While May corn futures sag toward their contract low, national average cash prices are staying close to their one-year average at $3.38.DTN’s National Corn Index closed at $3.37 Tuesday, 22 cents below the May contract. In outside markets, the June U.S. dollar index is up 0.02, Dow Jones Industrials are slightly lower and other commodities are mixed.
May soybeans fell 9 cents to $8.79 Wednesday, the lowest close in over five months as bearish concerns continue to wear on those waiting for a new trade agreement with China. Similarly, November soybeans finished down 8 3/4 cents to their lowest close in over four months at $9.12 1/4.
Grain News on AgFax
Concerns about record-high U.S. ending soybean stocks in 2018-19, the lack of U.S. soybean exports while China maintains a 25% tariff, and a possibility of higher-than-expected soybean plantings in 2019 are all playing a part in pulling prices lower. As traders have heard for months, U.S.-China trade talks are said to be going well, but without an official announcement, it is difficult to counter all the bearish arguments soybeans face.
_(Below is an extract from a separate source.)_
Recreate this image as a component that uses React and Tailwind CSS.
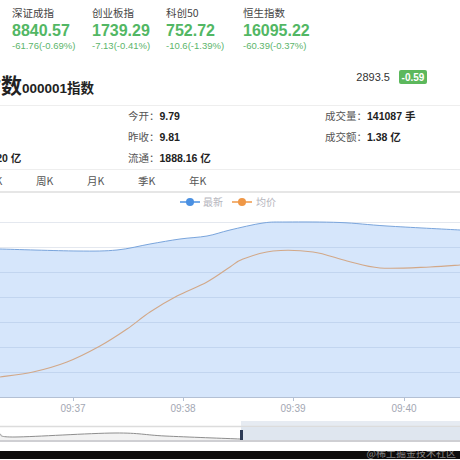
import React from 'react';

const indices = [
  { name: '深证成指', value: '8840.57', change: '-61.76(-0.69%)', w: 'w-[80px]' },
  { name: '创业板指', value: '1739.29', change: '-7.13(-0.41%)', w: 'w-[74px]' },
  { name: '科创50', value: '752.72', change: '-10.6(-1.39%)', w: 'w-[77px]' },
  { name: '恒生指数', value: '16095.22', change: '-60.39(-0.37%)', w: 'w-[90px]' },
];

const infoRows = [
  [['最高', '9.85'], ['今开', '9.79'], ['成交量', '141087 手']],
  [['最低', '9.76'], ['昨收', '9.81'], ['成交额', '1.38 亿']],
  [['总市值', '2416.20 亿'], ['流通', '1888.16 亿'], null],
];

const tabs = ['日K', '周K', '月K', '季K', '年K'];

// chart points, y relative to top of chart block
const latest = [[0, 57], [77, 59], [117, 58], [150, 52], [180, 47], [207, 44], [230, 38], [263, 31], [287, 30], [340, 30.5], [387, 34], [460, 38]];
const avg = [[0, 185], [33, 180], [67, 170], [100, 154], [127, 137], [150, 120], [177, 104], [207, 90], [230, 75], [243, 67], [273, 59], [313, 60], [347, 69], [380, 76], [430, 75], [460, 73]];
const mini = [[0, 242], [15, 245], [115, 241], [165, 244], [240, 247]];

function smooth(pts) {
  let d = `M${pts[0][0]},${pts[0][1]}`;
  for (let i = 0; i < pts.length - 1; i++) {
    const p0 = pts[i - 1] || pts[i];
    const p1 = pts[i];
    const p2 = pts[i + 1];
    const p3 = pts[i + 2] || p2;
    const c1x = p1[0] + (p2[0] - p0[0]) / 6;
    const c1y = p1[1] + (p2[1] - p0[1]) / 6;
    const c2x = p2[0] - (p3[0] - p1[0]) / 6;
    const c2y = p2[1] - (p3[1] - p1[1]) / 6;
    d += ` C${c1x},${c1y} ${c2x},${c2y} ${p2[0]},${p2[1]}`;
  }
  return d;
}

function Chart() {
  const line = smooth(latest);
  const grid = [30, 55, 80, 105, 130, 155, 180];
  const ticks = [[73, '09:37'], [183, '09:38'], [293, '09:39'], [404, '09:40']];
  const miniLine = smooth(mini);
  return (
    <svg width="460" height="258" viewBox="0 1 460 258" className="block">
      {/* legend */}
      <line x1="180" y1="10" x2="200" y2="10" stroke="#4a90e2" strokeWidth="1.5" />
      <circle cx="190" cy="10" r="4" fill="#4a90e2" />
      <text x="203" y="13.5" fontSize="10" fill="#b5b5bd" fontFamily="'Noto Sans CJK SC', sans-serif">最新</text>
      <line x1="232" y1="10" x2="252" y2="10" stroke="#ef9746" strokeWidth="1.5" />
      <circle cx="242" cy="10" r="4" fill="#ef9746" />
      <text x="256" y="13.5" fontSize="10" fill="#b5b5bd" fontFamily="'Noto Sans CJK SC', sans-serif">均价</text>

      {grid.map((y) => (
        <line key={y} x1="0" y1={y + 0.5} x2="460" y2={y + 0.5} stroke="#e4e8ef" strokeWidth="1" />
      ))}
      <path d={`${line} L460,205 L0,205 Z`} fill="#5b9cf0" fillOpacity="0.25" />
      <path d={line} fill="none" stroke="#7aa5dc" strokeWidth="1" />
      <path d={smooth(avg)} fill="none" stroke="#d2a888" strokeWidth="1.1" />

      <line x1="0" y1="205.5" x2="460" y2="205.5" stroke="#b3c0d4" strokeWidth="1" />
      {ticks.map(([x, t]) => (
        <g key={t}>
          <line x1={x + 0.5} y1="205" x2={x + 0.5} y2="209" stroke="#b3c0d4" strokeWidth="1" />
          <text x={x} y="219.5" fontSize="10" fill="#a3a7b3" textAnchor="middle" fontFamily="'Liberation Sans', sans-serif">{t}</text>
        </g>
      ))}

      {/* data zoom */}
      <rect x="241" y="229" width="219" height="5" fill="#e6ebf2" />
      <rect x="0" y="234" width="460" height="16" fill="#ffffff" />
      <line x1="0" y1="234.5" x2="460" y2="234.5" stroke="#dcdcdc" strokeWidth="1.5" />
      <path d={`${miniLine} L240,249 L0,249 Z`} fill="#f2f2f2" />
      <path d={miniLine} fill="none" stroke="#8e8e8e" strokeWidth="1" />
      <rect x="0" y="248" width="460" height="2" fill="#cfcfd3" />
      <rect x="241" y="235" width="219" height="13" fill="#dfe6ef" />
      <rect x="240" y="238" width="3" height="10" fill="#2c3a55" />
    </svg>
  );
}

export default function App() {
  return (
    <div className="relative w-[460px] h-[460px] overflow-hidden bg-white text-[#333]" style={{ fontFamily: "'Liberation Sans', 'Noto Sans CJK SC', sans-serif" }}>
      {/* Index strip */}
      <div className="flex h-[52px] pl-3 pt-[6px]">
        {indices.map((it) => (
          <div key={it.name} className={`${it.w} shrink-0 flex flex-col`}>
            <span className="text-[10.5px] leading-[14px] text-[#444]" style={{ fontFamily: "'Noto Sans CJK SC', sans-serif" }}>{it.name}</span>
            <span className="text-[16px] leading-[20px] font-bold text-[#52b764] mt-[1px]">{it.value}</span>
            <span className="text-[9.5px] leading-[12px] text-[#5cb56c] mt-[-1px]">{it.change}</span>
          </div>
        ))}
      </div>

      {/* Title row */}
      <div className="flex h-[54px] justify-between border-b border-[#eeeeee]">
        <div className="flex items-baseline -ml-[62px] pt-[19px] shrink-0">
          <span className="text-[21px] leading-[26px] font-bold text-[#222]" style={{ fontFamily: "'Noto Sans CJK SC', sans-serif" }}>上证指数</span>
          <span className="text-[13.5px] font-bold text-[#222]">000001</span>
          <span className="text-[13.5px] font-bold text-[#222]" style={{ fontFamily: "'Noto Sans CJK SC', sans-serif" }}>指数</span>
        </div>
        <div className="flex items-center gap-[9px] pr-[33px] pt-[17px] self-start">
          <span className="text-[11px] text-[#333]">2893.5</span>
          <span className="h-[14px] w-[28px] flex items-center justify-center rounded-[2px] bg-[#5cb85c] text-white text-[10px] font-bold">-0.59</span>
        </div>
      </div>

      {/* Info grid */}
      <div className="-ml-[72px] border-b border-[#eeeeee] h-[64px]">
        {infoRows.map((row, i) => (
          <div key={i} className="flex h-[21px] items-center text-[10.5px]">
            {row.map((cell, j) => (
              <div key={j} className={`shrink-0 whitespace-nowrap ${j === 0 ? 'w-[200px]' : j === 1 ? 'w-[197px]' : 'w-[150px]'}`}>
                {cell && (
                  <>
                    <span className="text-[#555]" style={{ fontFamily: "'Noto Sans CJK SC', sans-serif" }}>{cell[0]}：</span>
                    <span className="font-bold text-[#222]">{cell[1]}</span>
                  </>
                )}
              </div>
            ))}
          </div>
        ))}
      </div>

      {/* Tabs */}
      <div className="flex h-[23px] items-center -ml-[15px] border-b-2 border-[#e6e6e6]">
        {tabs.map((t) => (
          <span key={t} className="w-[51px] shrink-0 text-[10.5px] text-[#555]" style={{ fontFamily: "'Noto Sans CJK SC', sans-serif" }}>{t}</span>
        ))}
      </div>

      <Chart />

      <div className="h-[8px] bg-[#0d0b0b]" />
      <span className="absolute right-[4px] bottom-[1px] text-[10px] leading-[12px] text-white/50" style={{ fontFamily: "'Noto Sans CJK SC', sans-serif" }}>@稀土掘金技术社区</span>
    </div>
  );
}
Historically speaking, USDA’s current estimate of ending soybean stocks representing 22% of annual use point to cash soybean prices in the neighborhood of $6.00 to $7.00, lower than USDA’s estimated range of $8.35 to $8.85 for 2018-19. There is plenty of uncertainty ahead, both in the new-crop season and with trade talks. Technically, the trend in May soybeans turned down with Wednesday’s lower close.
DTN’s National Soybean Index closed at $8.05 Tuesday, 83 cents below the May contract and will be near its March low on Wednesday.
July Kansas City wheat gained back 3 3/4 cents to end at $4 26 1/4 Wednesday, but is still having a bearish week after Tuesday’s new contract low. Spot prices have a recent history of support in the $3.75 to $4.00 range and commercials are already modestly net long. However, the fundamental outlook remains bearish with no strong argument available for traders to expect higher prices.
As we have mentioned often the past several months, U.S. wheat supplies are plentiful, HRW wheat exports are sluggish and so far, the new winter wheat crop is getting high good-to-excellent ratings from USDA in spite of excessively wet areas of SRW wheat. Outside the U.S., it is also difficult to find bullish hope as most weather concerns are minor and early conditions are favorable in Ukraine and Russia. In such a bearish atmosphere, the trends of cash prices for all three wheats are down with prices searching for support.
DTN’s National HRW Index closed at $4.05 Tuesday, 12 cents under the May contract and near its March low. DTN’s National SRW Index closed at $4.22, still up from its lowest prices in a year.